I stumbled on a book by Jed Babbin with a loaded title; something like “B. H. Obama wants to weaken America and how he’s turning us into a paper tiger.”
It seems no one has yet read it because I couldn’t find any reviews of the book, but I did find that Jed Babbin was a deputy undersecretary of defense under Bush Sr., a guest host for the Rush Limbaugh show, and it led me to find a soft interview with John Stewart. He’s one of those smart, old, tweedy republicans who suggest we lost China and Vietnam to communism because of liberal weakness (but who knows if he really believes it or if he’s just supporting the companies he has stock in).
I’m not willing to buy the book, but I have gleamed that the criticism from the right stems from cutting certain specific programs while somehow glossing over the fact that military spending has jumped by 130 billion and that the cut programs sucked anyway (and forget about challenging the assumption that we need a super-military in a uni-polar world anyway — that conversation is not entertained by the right).
This illustrates what I believe is the existential conflict that faces this country today. There are people who are informed, interested and have legitimate complaints about our process and goals, who dare to wonder if military force has any role in diplomacy or if nation building is the role of government, even if it can be described as self defense. And then there are people who stand on their goal of conservative victory, demanding a move to the right from an imaginary liberal starting point.
Watching Mr. Stewart’s interview with Jed and unsatisfied, I watched his interview with A. H. Coulter, a conservative author and personality. She has often made the contention, and dared to do so again during the interview, that, essentially, liberals (and therefore democrats) are just a step away from terrorists. They hate America, religion (except Islam), and maybe even freedom. No move is too far when it comes to the war against terrorism, including shipping suspects to CIA black sites in countries we know use torture, illegal wiretapping, or imbuing corporations with more rights than our own intelligence and military community as they transcend the UCMJ and US law, and she is among the defining voices of the modern conservative movement.

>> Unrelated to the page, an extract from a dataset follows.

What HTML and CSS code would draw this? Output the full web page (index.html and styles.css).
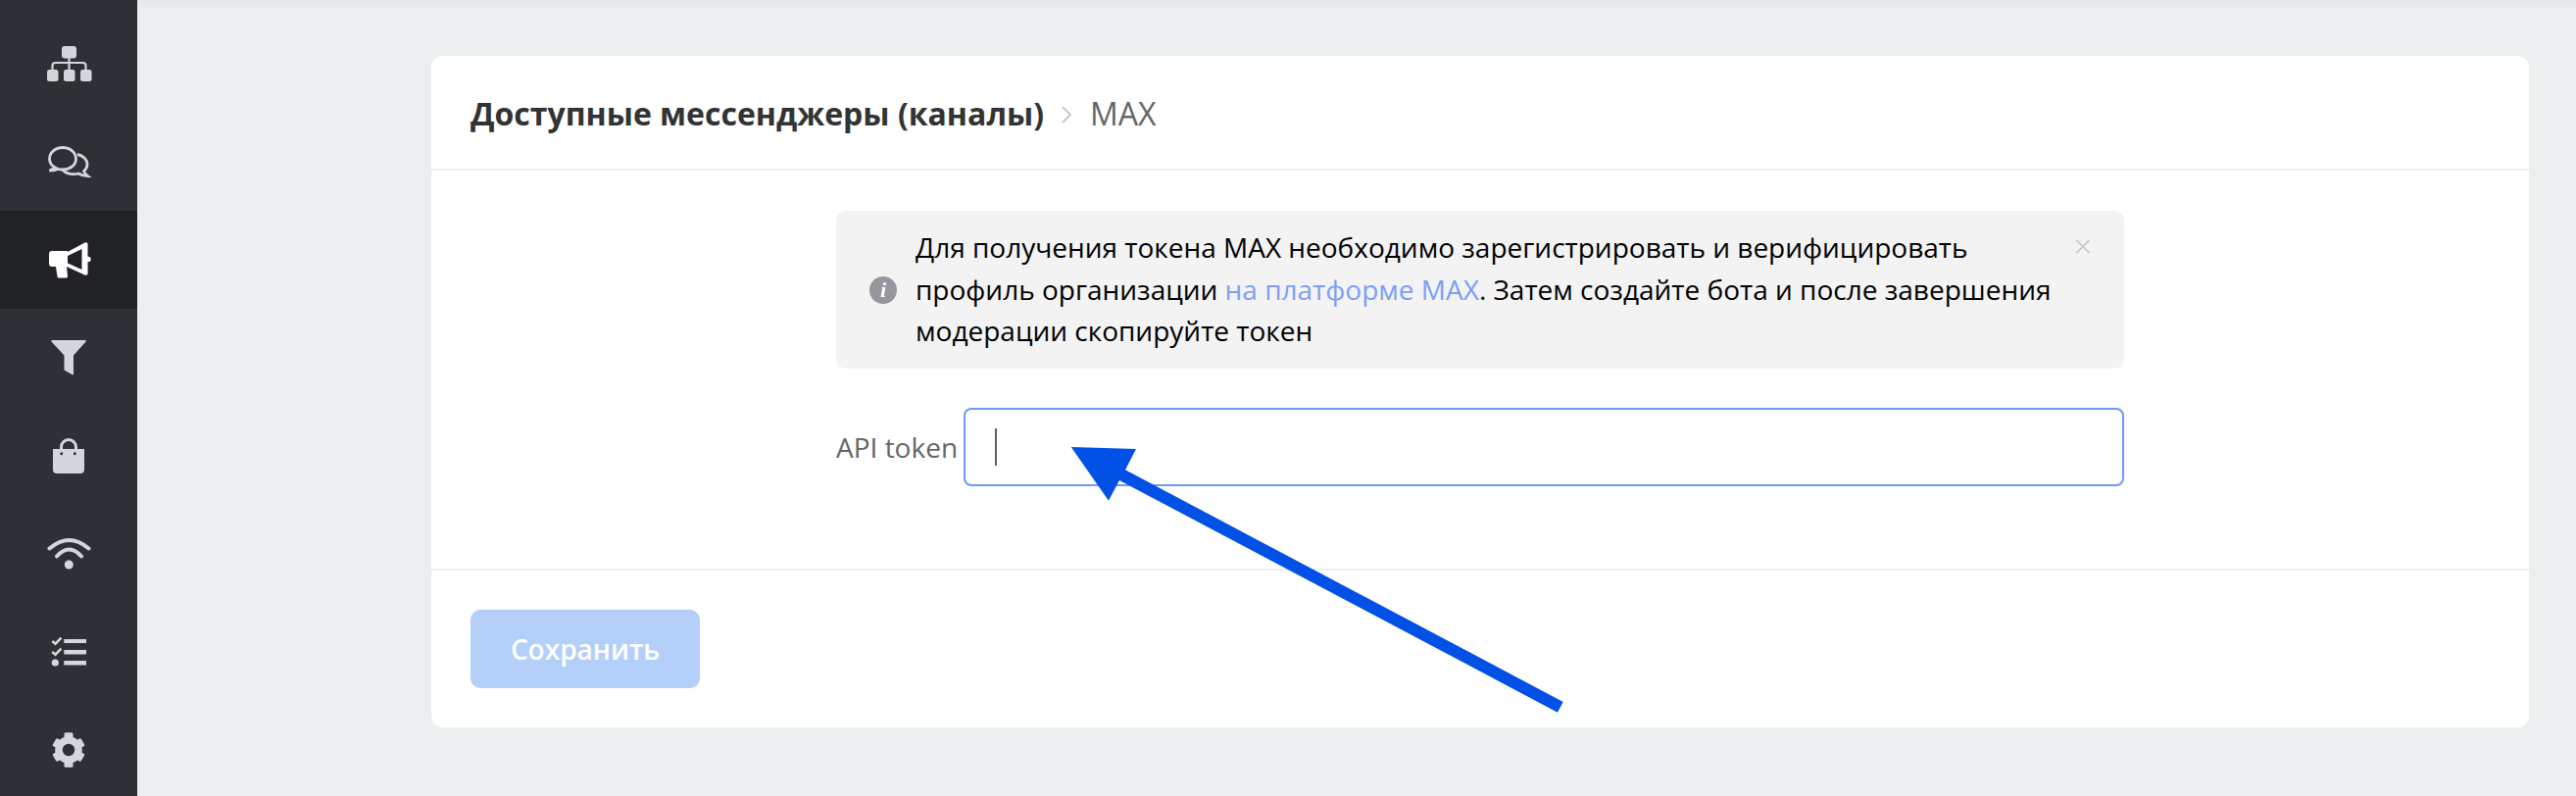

There is no question anymore that the biggest fight in town is not between state-ists and non-state-ists, which is how I once imagined the conflict between liberals and conservatives. Our landscape is torn between people who think the state should have more power to help its constituents and people who think McCarthy was a hero, the Pentagon Papers never happened, and (like all despots attempt to convince their people) the world is out to get us.

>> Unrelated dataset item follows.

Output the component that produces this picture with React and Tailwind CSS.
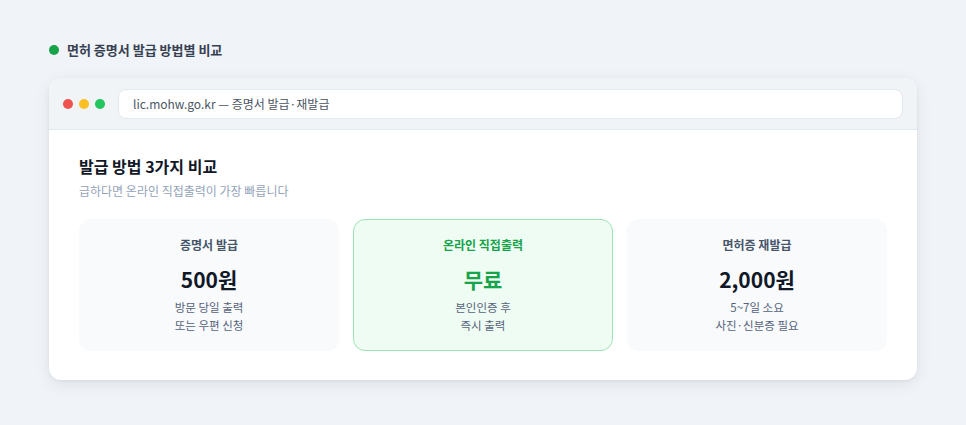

I’m sorry if this sounds like invective, but I have yet to hear an argument from the right that is either polite and/or based in reality.
The US is a paper tiger? If the argument was founded in how overstretched we are by scrabbling to hold on to a couple doomed occupations (but not so overstretched that we can let gays in the military), it would be one thing. But no, it’s based in a belief that Barak HUSEIN (FOREIGN!!!) Obama simply wants America to be weak. And the evidence given in the brief synopsis I could find is in cutting the funding for more of the “inexcusably wastefull” f-22 and the foolishly hubristic and the treaty-violating missile defense system, and allusions to displays of respect to foreign dignitaries.
Republican versus Democrat is a false choice. Statist versus anti-statist is a conversation. Reality versus conservative-thinktanks is an existential conflict, and I don’t think we’ll win. There’s no money in peace, and as exponential growth reaches the limits of a finite world and the threat of collapse mounts, the money will be on the side most willing to take firm control of the teeming unfed masses, the economic zeroes.